Prior to Burning, I had never been introduced to Chang Lee-Dong’s work, nonetheless heard of him. But something clicked in me after watching that cathartic last scene of the film (perhaps the year’s best). I myself felt the rage Jong-Su had been bottling up inside his entire life, and that’s what this film does best, emulate the power of cinema. I don’t personally know the character, but through cinema it felt like I did. Centered on the disparate social classes of Seoul, South Korea, the film uses a simple plot devise as an outlet to explore its deeper implications. It’s a slow-searing mystery wrapped in a psychological thriller, raising far more questions than it does answers. The root of Jong-Su’s evil stems from the limitations placed upon him, and it’s hard not to blame him for what he does in the end, because sometimes you just feel like burning your whole world to the ground. And it’s tempting to see just how much you can get away with without burning yourself.
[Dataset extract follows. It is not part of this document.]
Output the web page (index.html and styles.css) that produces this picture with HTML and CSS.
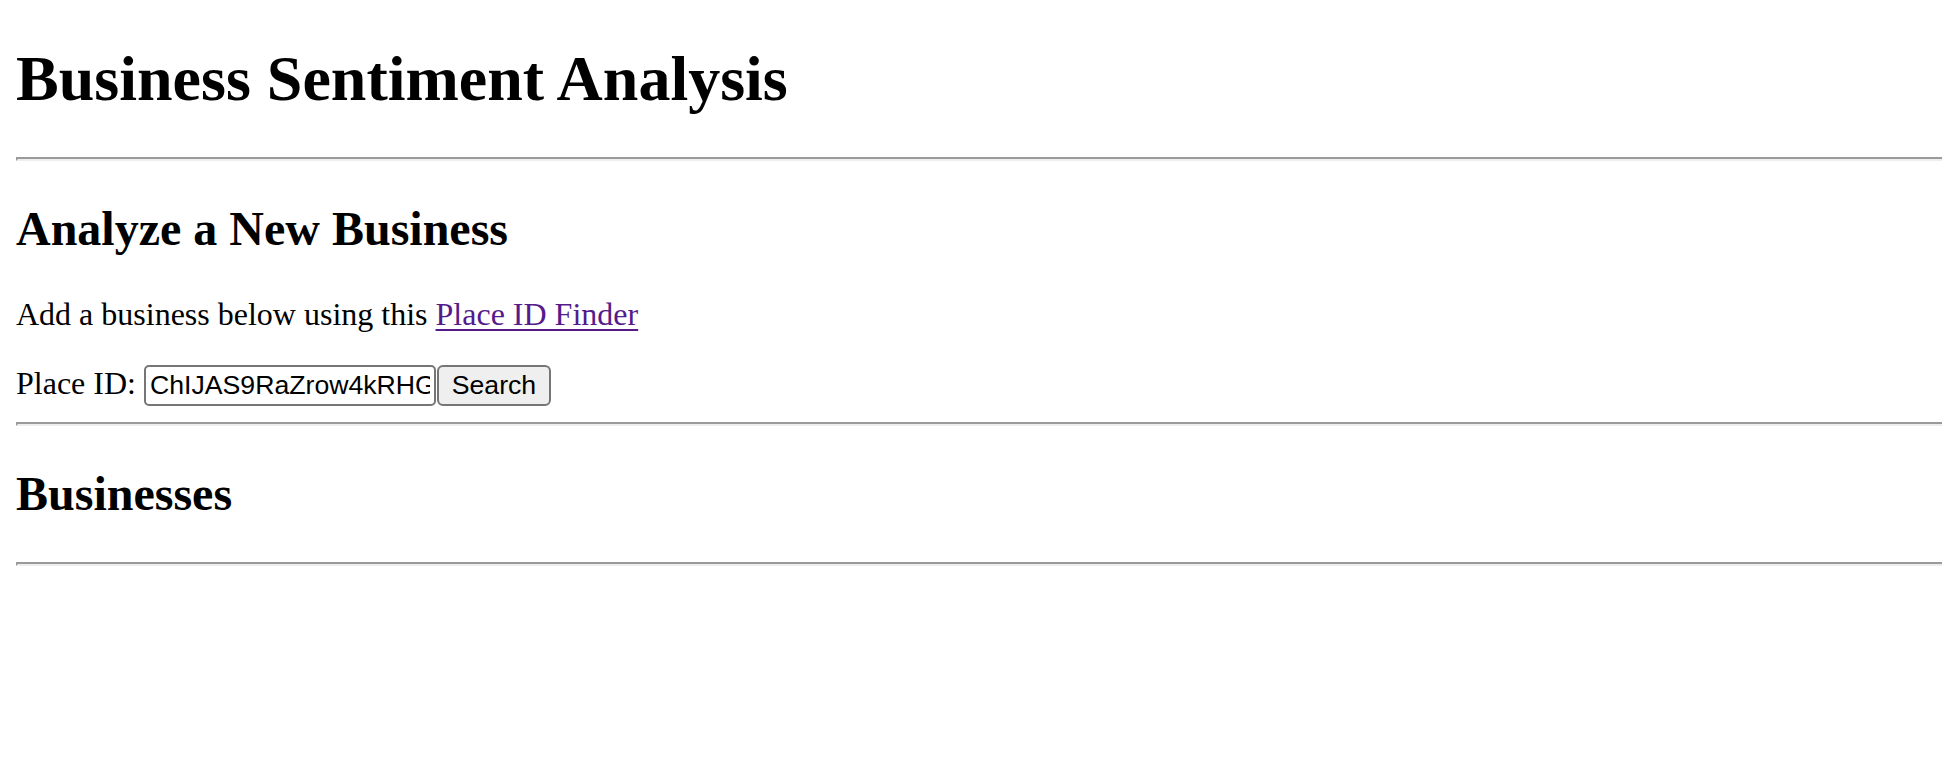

On the other hand, Crazy Rich Asians, a surprise hit at the box office this year, is a heart-warming, teary-eyed romantic-comedy that could be considered the anti-thesis of Burning. It’s funny to think that a rom-com could be considered the best, especially when paired up with the emotional depth of Burning, but that’s just it – this isn’t your typical rom-com. Take a closer look and, surprisingly, there are a lot of radical directorial choices that lie in the film: the use of subjective camera, the way it doesn’t abide by the 180-degree rule in the way Yasujiro Ozu never did, which equates each character on a level moral plane… things you normally don’t see in a traditional rom-com out of fear of losing its audience, but this one was bold enough to take risks. Crazy Rich Asians gave fresh life into romantic-comedies, re-validating and redeeming the genre as a whole that so desperately needed it.

And it’s tempting to draw comparisons between these two films. Whereas Crazy Rich Asians merely depicted the line that separates social classes, Burning exposed the deep divide that actually drives a nation apart, both politically and socially. But when these two films are studied next to each other, they make one another feel like a whole that’s greater than the sum of their parts, as if the significance of one wouldn’t exist without the other. 2018 was truly the year Asia ruled cinema. Let’s hope that 2019 does the same for other international markets.